There is no denying the significance of the sex scene, though, and here is where the movie gets into hot water. As someone with no lesbian-sex experience (yet!), I can't tell you how "authentic" the sex is. I can say, however, that the scene felt pretty fucking awkward. In fact, the scene it reminded me of most was the horrible, wonderful waterfall sex scene in Showgirls, which is so special that if you haven't seen it you should really do yourself a favor. That film's sex scenes were odd because it frequently felt like the movie had been made by ten-year-old boys who not only had never had sex before, but had never seen anyone have sex, had never been to Las Vegas, and seemingly believed a "showgirl" was someone who got aggressive about french fries. Needless to say, the fact that I was reminded of this while watching Blue Is the Warmest Color is not good - I guess what I'm saying is that intrinsically I felt this wasn't how any real person had sex. I don't think that's just because the movie is depicting such an unusually passionate encounter - I've seen In the Realm of the Senses, and while the sexual scenes in that film were certainly umm.... interesting? and significantly more plentiful than they are here, they never felt inauthentic.
That said, I have a really hard time making any sort of universal judgment about the scene, because this is where I think many of my straight while male co-conspirators have gotten into hot water. I'm not about to bust out the "mansplaining" headlines, but I tend to think that if you are in a position of privilege and someone calls out a depiction of their gender, race, or other oppressed class as potentially troublesome, it's a good idea to shut up and listen, instead of thrilling at the opportunity to shoot down their concern. Is the sex in Blue Is the Warmest Color unrealistic, pornographic, doomed by "the male gaze"? Perhaps. But the only way I could come to a better conclusion on that is to engage, to discuss, and to read pieces like the wonderful and provocative one by Manohla Dargis.

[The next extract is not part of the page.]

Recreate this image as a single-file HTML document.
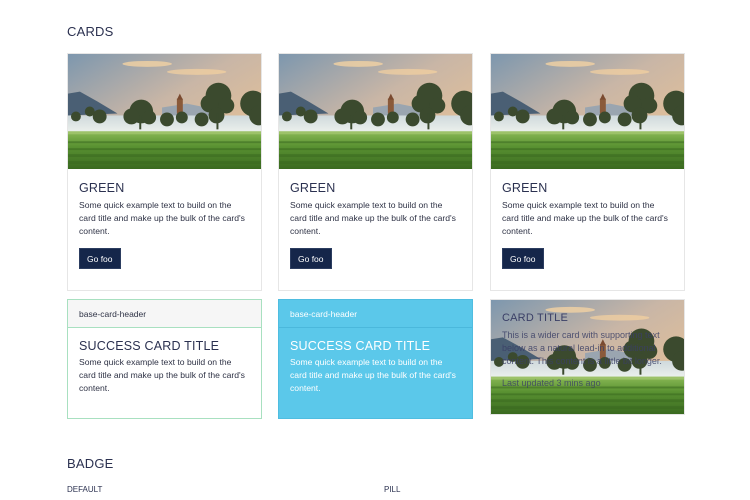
<!DOCTYPE html>
<html><head><meta charset="utf-8">
<style>
*{margin:0;padding:0;box-sizing:border-box}
body{width:750px;height:500px;background:#fff;font-family:"Liberation Sans",sans-serif;position:relative;overflow:hidden;color:#2b3150}
.h{position:absolute;font-size:13px;color:#2b3150;letter-spacing:.2px}
.card{position:absolute;border:1px solid #e6e6e6;background:#fff}
.card svg{display:block}
.body{padding:0 11px}
.t{font-size:12.5px;color:#2b3150;letter-spacing:.2px}
.p{font-size:8.6px;line-height:13px;color:#2f3346}
.btn{display:inline-block;background:#15264a;color:#fff;font-size:8.5px;height:21px;line-height:21px;padding:0 7px;border:1px solid #2c3d60}
.small{position:absolute;font-size:8px;color:#2b3150}
</style></head><body>
<svg width="0" height="0" style="position:absolute">
<defs>
<linearGradient id="sky" x1="0" y1="0" x2="1" y2="1">
<stop offset="0" stop-color="#7d97ae"/><stop offset=".45" stop-color="#c9b6a6"/><stop offset="1" stop-color="#efc592"/>
</linearGradient>
<linearGradient id="fld" x1="0" y1="0" x2="0" y2="1">
<stop offset="0" stop-color="#8ab955"/><stop offset=".4" stop-color="#5a9232"/><stop offset="1" stop-color="#3a6a20"/>
</linearGradient>
<linearGradient id="mist" x1="0" y1="0" x2="0" y2="1">
<stop offset="0" stop-color="#cfd9dc"/><stop offset="1" stop-color="#eef2ee"/>
</linearGradient>
<symbol id="land" viewBox="0 0 195 116" preserveAspectRatio="none">
<rect width="195" height="116" fill="url(#sky)"/>
<ellipse cx="80" cy="10" rx="25" ry="3" fill="#f3d2a2" opacity=".8"/>
<ellipse cx="130" cy="18" rx="30" ry="3" fill="#f5d29f" opacity=".7"/>
<path d="M0 40 L12 38 L30 48 L50 60 L0 62Z" fill="#4a5f74"/>
<path d="M95 54 L120 50 L150 56 L150 62 L95 62Z" fill="#9aa5b0"/>
<rect x="110" y="45" width="6" height="15" fill="#8a5a3a"/>
<path d="M113 40 L110 46 L116 46Z" fill="#7a4a30"/>
<rect x="0" y="62" width="195" height="18" fill="url(#mist)"/>
<g fill="#3b4a2e">
<circle cx="74" cy="58" r="12"/><circle cx="64" cy="63" r="8"/><circle cx="82" cy="64" r="7"/><rect x="72" y="62" width="2" height="14"/>
<circle cx="152" cy="42" r="13"/><circle cx="143" cy="50" r="9"/><circle cx="160" cy="52" r="8"/><circle cx="150" cy="62" r="8"/><rect x="150" y="60" width="2" height="16"/>
<circle cx="187" cy="50" r="13"/><circle cx="193" cy="62" r="10"/>
<circle cx="32" cy="63" r="7"/><circle cx="22" cy="58" r="5"/>
<circle cx="135" cy="66" r="7"/><circle cx="115" cy="64" r="6"/><circle cx="100" cy="66" r="7"/><circle cx="8" cy="63" r="5"/>
</g>
<rect x="0" y="78" width="195" height="38" fill="url(#fld)"/>
<g fill="#3a6a20" opacity=".55"><rect x="0" y="88" width="195" height="2"/><rect x="0" y="95" width="195" height="2"/><rect x="0" y="101" width="195" height="3"/><rect x="0" y="108" width="195" height="3"/></g>
<rect x="0" y="78" width="195" height="3" fill="#a6c874" opacity=".7"/>
</symbol>
</defs></svg>

<div class="h" style="left:67px;top:24px">CARDS</div>

<div class="card" style="left:67px;top:53px;width:195px;height:238px">
<svg width="193" height="115"><use href="#land" width="193" height="115"/></svg>
<div class="body"><div class="t" style="margin-top:12px">GREEN</div>
<div class="p" style="margin-top:4px">Some quick example text to build on the card title and make up the bulk of the card's content.</div>
<div class="btn" style="margin-top:10px">Go foo</div></div></div>

<div class="card" style="left:278px;top:53px;width:195px;height:238px">
<svg width="193" height="115"><use href="#land" width="193" height="115"/></svg>
<div class="body"><div class="t" style="margin-top:12px">GREEN</div>
<div class="p" style="margin-top:4px">Some quick example text to build on the card title and make up the bulk of the card's content.</div>
<div class="btn" style="margin-top:10px">Go foo</div></div></div>

<div class="card" style="left:490px;top:53px;width:195px;height:238px">
<svg width="193" height="115"><use href="#land" width="193" height="115"/></svg>
<div class="body"><div class="t" style="margin-top:12px">GREEN</div>
<div class="p" style="margin-top:4px">Some quick example text to build on the card title and make up the bulk of the card's content.</div>
<div class="btn" style="margin-top:10px">Go foo</div></div></div>

<div class="card" style="left:67px;top:299px;width:195px;height:120px;border-color:#a8e0c0">
<div style="height:28px;background:#f6f6f6;border-bottom:1px solid #a8e0c0;font-size:8.5px;line-height:28px;padding-left:11px;color:#2f3346">base-card-header</div>
<div class="body"><div class="t" style="margin-top:11px">SUCCESS CARD TITLE</div>
<div class="p" style="margin-top:3px">Some quick example text to build on the card title and make up the bulk of the card's content.</div></div></div>

<div class="card" style="left:278px;top:299px;width:195px;height:120px;background:#5bc8ea;border-color:#4fbde0">
<div style="height:28px;border-bottom:1px solid #4bb8dc;font-size:8.5px;line-height:28px;padding-left:11px;color:#fff">base-card-header</div>
<div class="body"><div class="t" style="margin-top:11px;color:#fff">SUCCESS CARD TITLE</div>
<div class="p" style="margin-top:3px;color:#fff">Some quick example text to build on the card title and make up the bulk of the card's content.</div></div></div>

<div class="card" style="left:490px;top:299px;width:195px;height:116px;overflow:hidden">
<svg width="193" height="114" style="position:absolute;left:0;top:0"><use href="#land" width="193" height="114"/></svg>
<div style="position:absolute;left:11px;top:12px;width:168px">
<div class="t" style="color:#3a3f66;font-size:11px">CARD TITLE</div>
<div class="p" style="margin-top:5px;color:#3a3f66;opacity:.85;font-size:9px">This is a wider card with supporting text below as a natural lead-in to additional content. This content is a little bit longer.</div>
<div class="p" style="margin-top:9px;color:#3a3f66;opacity:.8;font-size:9px">Last updated 3 mins ago</div>
</div></div>

<div class="h" style="left:67px;top:456px">BADGE</div>
<div class="small" style="left:67px;top:485px">DEFAULT</div>
<div class="small" style="left:384px;top:485px">PILL</div>
</body></html>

What's most disappointing about the debate over the sex scene is that it obscures what I see as the more significant problem with Blue Is the Warmest Color, which is its depiction of women, like Dargis points out, not as they are but as they are seen. There are a number of revealing moments throughout the movie that give me pause, but the one that is most apparent - and has been discussed most frequently elsewhere - is the scene in which an art director explains that he believes the female orgasm is magical, that women can experience much more pleasure than a man, and essentially describes the role of the director in the very sex scene that just happened in the film.
It's telling that the secret theme of a film that features two lead women with a focus that almost never strays from their relationship is delivered by a male character we hardly know and never see again. This stand in for Kechiche has just given away the game, and his sly insertion into the love story at hand is most troubling because it is done so consciously, like a gleeful criminal daring us to catch him.

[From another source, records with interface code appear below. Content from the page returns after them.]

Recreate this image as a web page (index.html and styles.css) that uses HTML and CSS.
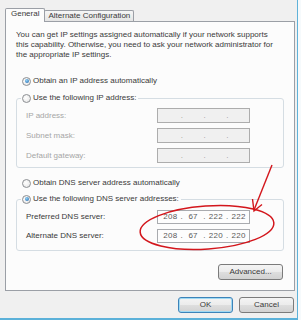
FILE: index.html
```html
<!DOCTYPE html>
<html>
<head>
<meta charset="utf-8">
<title>Internet Protocol Properties</title>
<link rel="stylesheet" href="styles.css">
</head>
<body>
<div class="window">
  <div class="tabs">
    <div class="tab active">General</div>
    <div class="tab">Alternate Configuration</div>
  </div>
  <div class="panel">
    <p class="intro">You can get IP settings assigned automatically if your network supports<br>this capability. Otherwise, you need to ask your network administrator for<br>the appropriate IP settings.</p>

    <div class="opt opt-first"><span class="radio on"></span><span>Obtain an IP address automatically</span></div>

    <fieldset class="group group-ip">
      <legend><span class="radio"></span><span>Use the following IP address:</span></legend>
      <div class="field disabled"><span>IP address:</span><span class="ip"><i></i><b>.</b><i></i><b>.</b><i></i><b>.</b><i></i></span></div>
      <div class="field disabled"><span>Subnet mask:</span><span class="ip"><i></i><b>.</b><i></i><b>.</b><i></i><b>.</b><i></i></span></div>
      <div class="field disabled"><span>Default gateway:</span><span class="ip"><i></i><b>.</b><i></i><b>.</b><i></i><b>.</b><i></i></span></div>
    </fieldset>

    <div class="opt opt-dns"><span class="radio"></span><span>Obtain DNS server address automatically</span></div>

    <fieldset class="group group-dns">
      <legend><span class="radio on"></span><span>Use the following DNS server addresses:</span></legend>
      <div class="field"><span>Preferred DNS server:</span><span class="ip live"><i>208</i><b>.</b><i>67</i><b>.</b><i>222</i><b>.</b><i>222</i></span></div>
      <div class="field"><span>Alternate DNS server:</span><span class="ip live"><i>208</i><b>.</b><i>67</i><b>.</b><i>220</i><b>.</b><i>220</i></span></div>
    </fieldset>

    <div class="adv-row"><button class="btn btn-adv">Advanced...</button></div>
  </div>
  <div class="footer">
    <button class="btn btn-default">OK</button>
    <button class="btn">Cancel</button>
  </div>
</div>
<svg class="annot" width="301" height="320" viewBox="0 0 301 320">
  <ellipse cx="207" cy="227.5" rx="67" ry="21.5" transform="rotate(-4 207 227.5)" fill="none" stroke="#d3161c" stroke-width="1.5"/>
  <path d="M272 165 L254 210" fill="none" stroke="#d3161c" stroke-width="1.4"/>
  <path d="M252.5 199 L254 211 L262 204.5" fill="none" stroke="#d3161c" stroke-width="1.4"/>
</svg>
</body>
</html>
```

FILE: styles.css
```css
html, body {
  margin: 0;
  padding: 0;
}

body {
  width: 301px;
  height: 320px;
  position: relative;
  overflow: hidden;
  background: #f6fafc;
  font-family: "Liberation Sans", Arial, sans-serif;
  font-size: 8px;
  line-height: 10px;
  color: #3a3a3a;
}

.window {
  box-sizing: border-box;
  width: 298px;
  height: 320px;
  background: #f0f0f0;
  border-right: 1px solid #5fb2d9;
  border-bottom: 2px solid #5bb1d9;
  padding: 8px 2px 0 5px;
}

/* Tabs */
.tabs {
  display: flex;
  align-items: flex-end;
  height: 13px;
  position: relative;
  z-index: 1;
}

.tab {
  box-sizing: border-box;
  height: 11px;
  line-height: 9px;
  padding: 0 3px;
  margin-left: -1px;
  border: 1px solid #9b9fa6;
  border-bottom: 0;
  border-radius: 2px 2px 0 0;
  background: linear-gradient(#f6f6f6, #e4e4e4);
  white-space: nowrap;
}

.tab.active {
  position: relative;
  z-index: 2;
  height: 14px;
  line-height: 10px;
  margin-left: 0;
  margin-bottom: -1px;
  padding: 0 5px;
  background: #fcfcfc;
}

/* Panel */
.panel {
  box-sizing: border-box;
  width: 290px;
  height: 270px;
  border: 1px solid #9b9fa6;
  background: #fcfcfc;
  padding: 8px 10px 0;
}

.intro {
  margin: 0;
  white-space: nowrap;
}

.opt {
  display: flex;
  align-items: center;
  gap: 2px;
  height: 10px;
  padding-left: 6px;
  white-space: nowrap;
}

.opt-first {
  margin-top: 16px;
}

.opt-dns {
  margin-top: 10px;
}

.radio {
  box-sizing: border-box;
  position: relative;
  flex: none;
  width: 9px;
  height: 9px;
  border-radius: 50%;
  border: 1px solid #8c8f93;
  background: radial-gradient(circle at 40% 40%, #ffffff, #e2e2e2);
}

.radio.on::after {
  content: "";
  position: absolute;
  left: 1.5px;
  top: 1.5px;
  width: 4px;
  height: 4px;
  border-radius: 50%;
  background: radial-gradient(circle at 40% 35%, #8fd2f6, #1c5fa8);
}

/* Group boxes */
.group {
  margin: 7px 0 0;
  min-width: 0;
  border: 1px solid #d5dde3;
  border-radius: 3px;
  padding: 5px 33px 4px 9px;
}

.group legend {
  display: flex;
  align-items: center;
  gap: 2px;
  height: 10px;
  line-height: 10px;
  padding: 0 2px 0 1px;
  margin-left: -5px;
  white-space: nowrap;
}

.group-dns {
  margin-top: 6px;
  padding: 6px 33px 7px 9px;
}

.field {
  display: flex;
  align-items: center;
  justify-content: space-between;
  height: 15px;
}

.field + .field {
  margin-top: 5px;
}

.group-dns .field {
  height: 14px;
}

.field.disabled {
  color: #a6a6a6;
}

.ip {
  box-sizing: border-box;
  width: 93px;
  height: 15px;
  padding: 0 1px 0 3px;
  border: 1px solid #adadad;
  background: #f0f0f0;
  display: grid;
  grid-template-columns: 1fr 4px 1fr 4px 1fr 4px 1fr;
  align-items: center;
  text-align: center;
  color: #9a9a9a;
}

.ip i {
  font-style: normal;
}

.ip b {
  font-weight: normal;
}

.ip.live {
  height: 14px;
  border-color: #a9abaf;
  background: #fdfdfd;
  color: #5a5a5a;
  letter-spacing: 0.3px;
}

/* Buttons */
.btn {
  box-sizing: border-box;
  height: 16px;
  padding: 0;
  border: 1px solid #7b7b7b;
  border-radius: 3px;
  background: linear-gradient(#f4f4f4 0%, #ececec 48%, #dedede 52%, #d2d2d2 100%);
  font-family: inherit;
  font-size: 8px;
  line-height: 14px;
  color: #3a3a3a;
  text-align: center;
}

.adv-row {
  display: flex;
  justify-content: flex-end;
  margin-top: 13px;
  padding-right: 1px;
}

.btn-adv {
  width: 65px;
}

.footer {
  display: flex;
  justify-content: flex-end;
  gap: 6px;
  margin-top: 6px;
  padding-right: 1px;
}

.footer .btn {
  width: 55px;
}

.btn-default {
  border-color: #3c83b9;
  box-shadow: inset 0 0 0 1px #9fd9f3;
}

/* Annotation overlay */
.annot {
  position: absolute;
  left: 0;
  top: 0;
  pointer-events: none;
}
```
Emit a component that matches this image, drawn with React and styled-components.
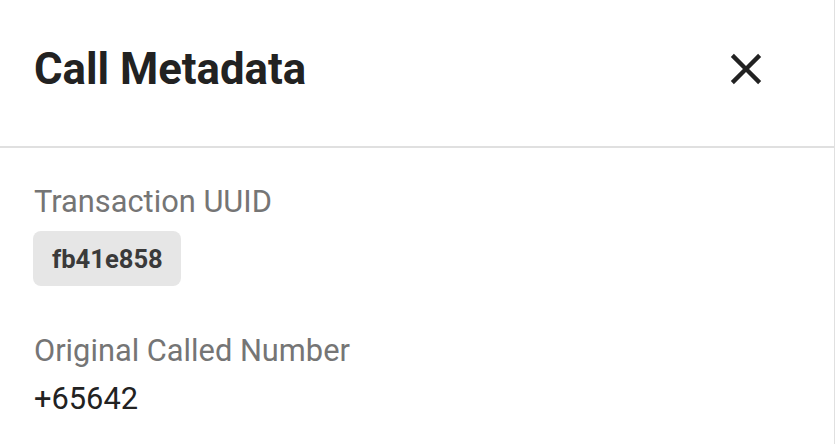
import React from "react";
import styled, { createGlobalStyle } from "styled-components";

const Global = createGlobalStyle`
  html, body { margin: 0; padding: 0; background: #fff; }
  body { font-family: Roboto, "Noto Sans", sans-serif; }
`;

const Panel = styled.aside`
  width: 835px;
  height: 444px;
  box-sizing: border-box;
  border-right: 1px solid #e0e0e0;
  background: #fff;
  display: flex;
  flex-direction: column;
  overflow: hidden;
`;

const Header = styled.header`
  height: 148px;
  flex-shrink: 0;
  box-sizing: border-box;
  display: flex;
  align-items: center;
  justify-content: space-between;
  padding: 0 62px 8px 34px;
  border-bottom: 2px solid #e0e0e0;
`;

const Title = styled.h1`
  margin: 0;
  font-family: Roboto, sans-serif;
  font-weight: 700;
  font-size: 43.7px;
  line-height: normal;
  color: #222;
`;

const CloseButton = styled.button`
  border: none;
  background: none;
  padding: 0;
  width: 52px;
  height: 52px;
  display: flex;
  align-items: center;
  justify-content: center;
  cursor: pointer;
  color: #222;
`;

const Body = styled.div`
  display: flex;
  flex-direction: column;
  gap: 47px;
  padding: 36px 34px 0;
`;

const Field = styled.div`
  display: flex;
  flex-direction: column;
  align-items: flex-start;
  gap: ${(p) => p.$gap}px;
`;

const Label = styled.div`
  font-size: 30.8px;
  line-height: 36px;
  color: #757575;
`;

const Chip = styled.span`
  display: inline-flex;
  align-items: center;
  box-sizing: border-box;
  height: 55px;
  padding: 0 18px 0 19px;
  margin-left: -1px;
  border-radius: 8px;
  background: #e6e6e6;
  color: #3a3a3a;
  font-weight: 700;
  font-size: 25.6px;
`;

const Value = styled.div`
  font-size: 30.8px;
  line-height: 36px;
  color: #222;
`;

export default function App() {
  return (
    <>
      <Global />
      <Panel>
        <Header>
          <Title>Call Metadata</Title>
          <CloseButton aria-label="close">
            <svg width="52" height="52" viewBox="0 0 24 24" fill="currentColor">
              <path d="M19 6.41 17.59 5 12 10.59 6.41 5 5 6.41 10.59 12 5 17.59 6.41 19 12 13.41 17.59 19 19 17.59 13.41 12z" />
            </svg>
          </CloseButton>
        </Header>
        <Body>
          <Field $gap={11}>
            <Label>Transaction UUID</Label>
            <Chip>fb41e858</Chip>
          </Field>
          <Field $gap={12}>
            <Label>Original Called Number</Label>
            <Value>+65642</Value>
          </Field>
        </Body>
      </Panel>
    </>
  );
}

The uncomfortable male gaze of the film doesn't stop there, it's infused in nearly every frame of the movie, from Adéle's casually drooping cigarettes to the camera's remarkable ability to be where her body is going before she gets there. Even as I dismissed the backstory of the filming, it's impossible to overlook the fact that Kechiche has a history of casting beautiful young women in his films. When combined with the pure physical passion of Adéle's character, this fact sticks out in my mind, and the eroticism of her story threatens to overthrow her humanity at every turn. Even a beautiful scene like the art party, infused with empathy and authenticity, artfully paced and shot, can be ruined by a boorish speech or a juxtaposition of Adéle's jealous stares at her girlfriend flirting with an ex and a man she has just met doing the same to her, fascinated by her unattainable status as "Lesbian." The men in the film, constantly sexualizing Adéle, might feel more like critical commentary on the state of men if the film didn't seem so fascinated with the same things they are (and if the implication of the ending wasn't that Adéle would eventually end up with one of them).

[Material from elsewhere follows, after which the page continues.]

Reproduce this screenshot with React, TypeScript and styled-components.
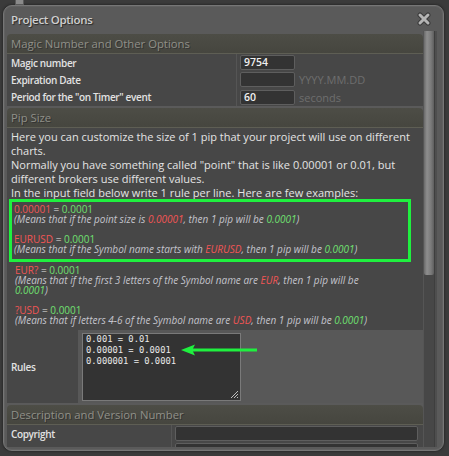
import React from "react";
import styled, { createGlobalStyle } from "styled-components";

const Global = createGlobalStyle`
  html, body { margin: 0; padding: 0; }
  body {
    background: #3b3b3b;
    width: 449px;
    height: 456px;
    overflow: hidden;
    font-family: "Open Sans", "DejaVu Sans", sans-serif;
  }
`;

const Page = styled.div`
  position: relative;
  width: 449px;
  height: 456px;
  padding: 5px 0 0 3px;
  box-sizing: border-box;
`;

const BackIcon = styled.div`
  position: absolute;
  left: 15px;
  top: 0;
  width: 7px;
  height: 4px;
  background: #8a8a8a;
  border: 1px solid #5a5a5a;
  border-top: none;
`;

const Dialog = styled.div`
  width: 441px;
  height: 446px;
  box-sizing: border-box;
  background: #5a5a5a;
  border: 1px solid #767676;
  border-radius: 9px;
  box-shadow: inset 0 0 0 1px #616161, 0 0 2px 1px #2c2c2c;
  display: flex;
  flex-direction: column;
  padding: 0 5px 3px 3px;
  overflow: hidden;
`;

const TitleBar = styled.div`
  height: 25px;
  display: flex;
  align-items: center;
  justify-content: space-between;
  padding: 0 7px 0 4px;
  flex: none;
`;

const Title = styled.div`
  font-size: 11.5px;
  font-weight: 600;
  letter-spacing: -0.3px;
  color: #cfcfcf;
  text-shadow: 1px 1px 1px #2a2a2a;
  margin-top: 1px;
`;

const CloseBtn = styled.div`
  width: 14px;
  height: 14px;
  display: flex;
  margin-top: 1px;
`;

const Body = styled.div`
  flex: 1;
  display: flex;
  min-height: 0;
`;

const Content = styled.div`
  width: 416px;
  padding-top: 3px;
  overflow: hidden;
  display: flex;
  flex-direction: column;
  gap: 2px;
`;

const Scrollbar = styled.div`
  width: 14px;
  background: #474747;
  border-left: 1px solid #555;
  box-sizing: border-box;
  position: relative;
  display: flex;
`;

const Thumb = styled.div`
  width: 10px;
  height: 244px;
  background: linear-gradient(to right, #6a6a6a, #8e8e8e 30%, #7a7a7a 70%, #5e5e5e);
  border-radius: 0 0 2px 2px;
`;

const Rail = styled.div`
  flex: 1;
  background: #4e4e4e;
  border-left: 1px solid #3e3e3e;
`;

const Section = styled.div`
  display: flex;
  flex-direction: column;
`;

const SectionHeader = styled.div`
  height: 19px;
  border-radius: 4px 4px 0 0;
  background: linear-gradient(#4d4d46, #46463f);
  border-bottom: 1px solid #5e5e54;
  color: #909088;
  font-size: 11.3px;
  line-height: 19px;
  padding-left: 4px;
  text-shadow: 1px 1px 0 #333;
  white-space: nowrap;
`;

const Row = styled.div<{ $labelWidth: number; $height: number }>`
  display: grid;
  grid-template-columns: ${(p) => p.$labelWidth}px 1fr;
  height: ${(p) => p.$height}px;
  background: #474747;
`;

const Label = styled.div`
  display: flex;
  align-items: center;
  padding-left: 4px;
  font-size: 10px;
  font-weight: 600;
  letter-spacing: -0.35px;
  color: #e2e2e2;
  white-space: nowrap;
`;

const ValueCell = styled.div<{ $pad?: string }>`
  display: flex;
  align-items: center;
  gap: 4px;
  padding: ${(p) => p.$pad || "0 0 0 3px"};
  border-left: 1px solid #555;
`;

const Input = styled.div<{ $width?: number }>`
  width: ${(p) => (p.$width ? `${p.$width}px` : "auto")};
  flex: ${(p) => (p.$width ? "none" : "1")};
  height: 15px;
  box-sizing: border-box;
  background: #333;
  border: 1px solid #5e5e5e;
  border-radius: 2px;
  color: #f0f0f0;
  font-size: 10.5px;
  font-weight: 600;
  line-height: 13px;
  padding-left: 3px;
`;

const Hint = styled.span`
  color: #6e6e6e;
  font-size: 11px;
`;

const PipBody = styled.div`
  background: #474747;
  padding-top: 2px;
  display: flex;
  flex-direction: column;
`;

const Para = styled.div`
  font-size: 11px;
  line-height: 14px;
  color: #e4e4e4;
  width: 405px;
  padding-left: 4px;
`;

const Examples = styled.div`
  padding: 0 0 5px 8px;
  font-size: 10px;
  line-height: 10px;
`;

const GreenBox = styled.div`
  margin: -1px 12px 3px -6px;
  border: 3px solid #1ff03f;
  padding: 2px 0 5px 2px;
`;

const Line = styled.div<{ $italic?: boolean }>`
  color: ${(p) => (p.$italic ? "#c4c4cc" : "#e4e4e4")};
  font-style: ${(p) => (p.$italic ? "italic" : "normal")};
  min-height: 10px;
  white-space: nowrap;
`;

const Red = styled.span`
  color: #f25555;
`;
const Green = styled.span`
  color: #70e070;
`;

const RulesRow = styled.div`
  display: grid;
  grid-template-columns: 71px 1fr;
  height: 73px;
  background: #474747;
`;

const RulesCell = styled.div`
  position: relative;
  background: #585858;
  padding: 3px 0 2px 4px;
`;

const TextArea = styled.div`
  position: relative;
  width: 159px;
  height: 68px;
  box-sizing: border-box;
  background: #333;
  border: 1px solid #7a7a7a;
  padding: 0 3px;
  font-family: "DejaVu Sans Mono", monospace;
  font-size: 8.8px;
  line-height: 11px;
  color: #eaeaea;
  white-space: pre;
`;

const Grip = styled.svg`
  position: absolute;
  right: 1px;
  bottom: 1px;
`;

const Arrow = styled.svg`
  position: absolute;
  left: 103px;
  top: 14px;
`;

const Cross = () => (
  <svg width="14" height="14" viewBox="0 0 14 14">
    <path d="M3 3 L11 11 M11 3 L3 11" stroke="#3a3a3a" strokeWidth="5" strokeLinecap="round" />
    <path d="M3 3 L11 11 M11 3 L3 11" stroke="#b4b4b4" strokeWidth="3" strokeLinecap="round" />
  </svg>
);

export default function App() {
  return (
    <>
      <Global />
      <Page>
        <BackIcon />
        <Dialog>
          <TitleBar>
            <Title>Project Options</Title>
            <CloseBtn>
              <Cross />
            </CloseBtn>
          </TitleBar>
          <Body>
            <Content>
              <Section>
                <SectionHeader>Magic Number and Other Options</SectionHeader>
                <Row $labelWidth={229} $height={17}>
                  <Label>Magic number</Label>
                  <ValueCell>
                    <Input $width={55}>9754</Input>
                  </ValueCell>
                </Row>
                <Row $labelWidth={229} $height={17}>
                  <Label>Expiration Date</Label>
                  <ValueCell>
                    <Input $width={55} />
                    <Hint>YYYY.MM.DD</Hint>
                  </ValueCell>
                </Row>
                <Row $labelWidth={229} $height={18}>
                  <Label>Period for the "on Timer" event</Label>
                  <ValueCell>
                    <Input $width={55}>60</Input>
                    <Hint>seconds</Hint>
                  </ValueCell>
                </Row>
              </Section>
              <Section>
                <SectionHeader>Pip Size</SectionHeader>
                <PipBody>
                  <Para>
                    Here you can customize the size of 1 pip that your project will use on different charts.
                    <br />
                    Normally you have something called "point" that is like 0.00001 or 0.01, but different brokers
                    use different values.
                    <br />
                    In the input field below write 1 rule per line. Here are few examples:
                  </Para>
                  <Examples>
                    <GreenBox>
                      <Line>
                        <Red>0.00001</Red> = <Green>0.0001</Green>
                      </Line>
                      <Line $italic>
                        (Means that if the point size is <Red>0.00001</Red>, then 1 pip will be <Green>0.0001</Green>)
                      </Line>
                      <Line />
                      <Line>
                        <Red>EURUSD</Red> = <Green>0.0001</Green>
                      </Line>
                      <Line $italic>
                        (Means that if the Symbol name starts with <Red>EURUSD</Red>, then 1 pip will be{" "}
                        <Green>0.0001</Green>)
                      </Line>
                    </GreenBox>
                    <Line>
                      <Red>EUR?</Red> = <Green>0.0001</Green>
                    </Line>
                    <Line $italic>
                      (Means that if the first 3 letters of the Symbol name are <Red>EUR</Red>, then 1 pip will be
                    </Line>
                    <Line $italic>
                      <Green>0.0001</Green>)
                    </Line>
                    <Line />
                    <Line>
                      <Red>?USD</Red> = <Green>0.0001</Green>
                    </Line>
                    <Line $italic>
                      (Means that if letters 4-6 of the Symbol name are <Red>USD</Red>, then 1 pip will be{" "}
                      <Green>0.0001</Green>)
                    </Line>
                  </Examples>
                  <RulesRow>
                    <Label>Rules</Label>
                    <RulesCell>
                      <TextArea>
                        {"0.001 = 0.01\n0.00001 = 0.0001\n0.000001 = 0.0001"}
                        <Grip width="10" height="10" viewBox="0 0 10 10">
                          <path d="M9 2 L2 9 M9 5 L5 9 M9 8 L8 9" stroke="#bdbdbd" strokeWidth="1" />
                        </Grip>
                      </TextArea>
                      <Arrow width="80" height="12" viewBox="0 0 80 12">
                        <path d="M0 6 L14 0.5 L12 4.5 L76 4.5 L76 7.5 L12 7.5 L14 11.5 Z" fill="#1ff03f" />
                      </Arrow>
                    </RulesCell>
                  </RulesRow>
                </PipBody>
              </Section>
              <Section>
                <SectionHeader>Description and Version Number</SectionHeader>
                <Row $labelWidth={164} $height={17}>
                  <Label>Copyright</Label>
                  <ValueCell $pad="0 5px 0 3px">
                    <Input />
                  </ValueCell>
                </Row>
                <Row $labelWidth={164} $height={17}>
                  <Label />
                  <ValueCell $pad="0 5px 0 3px">
                    <Input />
                  </ValueCell>
                </Row>
              </Section>
            </Content>
            <Scrollbar>
              <Thumb />
              <Rail />
            </Scrollbar>
          </Body>
        </Dialog>
      </Page>
    </>
  );
}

These concerns have been obscured by the sex debate, so that moments that have troubling implications and reinforce one of the oldest, most disturbing power dynamics in cinema are overlooked by defenders who dismiss critics as prudish, close-minded, overly sensitive. This is especially a mistake because the lesbian nature of the sex scene obscures the fact that the movie itself is neither about a lesbian (Adéle is bisexual, or at the very least confused about her sexuality) nor is it a lesbian film - which is to say that it is not presenting a lesbian or queer perspective and, illustratively, its director does not consider the movie to be about lesbians. By fixating on the idea that the movie is about lesbians, the conversation has overlooked the larger question of femininity and its role in male-dominated cinema.
I've written a lot here because I am fascinated by the absence of female voices in cinema and dedicated to re-engaging with film in a way that challenges conventional notions of what women should look like on film. Blue Is the Warmest Color stirs up these issues both intentionally and unintentionally, and in many ways its difficult to determine where the film lands on these ideas. There is real truth in many of the moments between Adéle and her lover, and Kechiche's dedication to perfection is apparent throughout the film. Immediately after watching the film, I thought it was a worthy inclusion in the Collection and a noteworthy - if flawed - film in cinema history. After reading about the movie and writing this piece, I'm not sure that the film's most notable achievement isn't that it was able to deliver 20th century gender politics with a 21st century façade.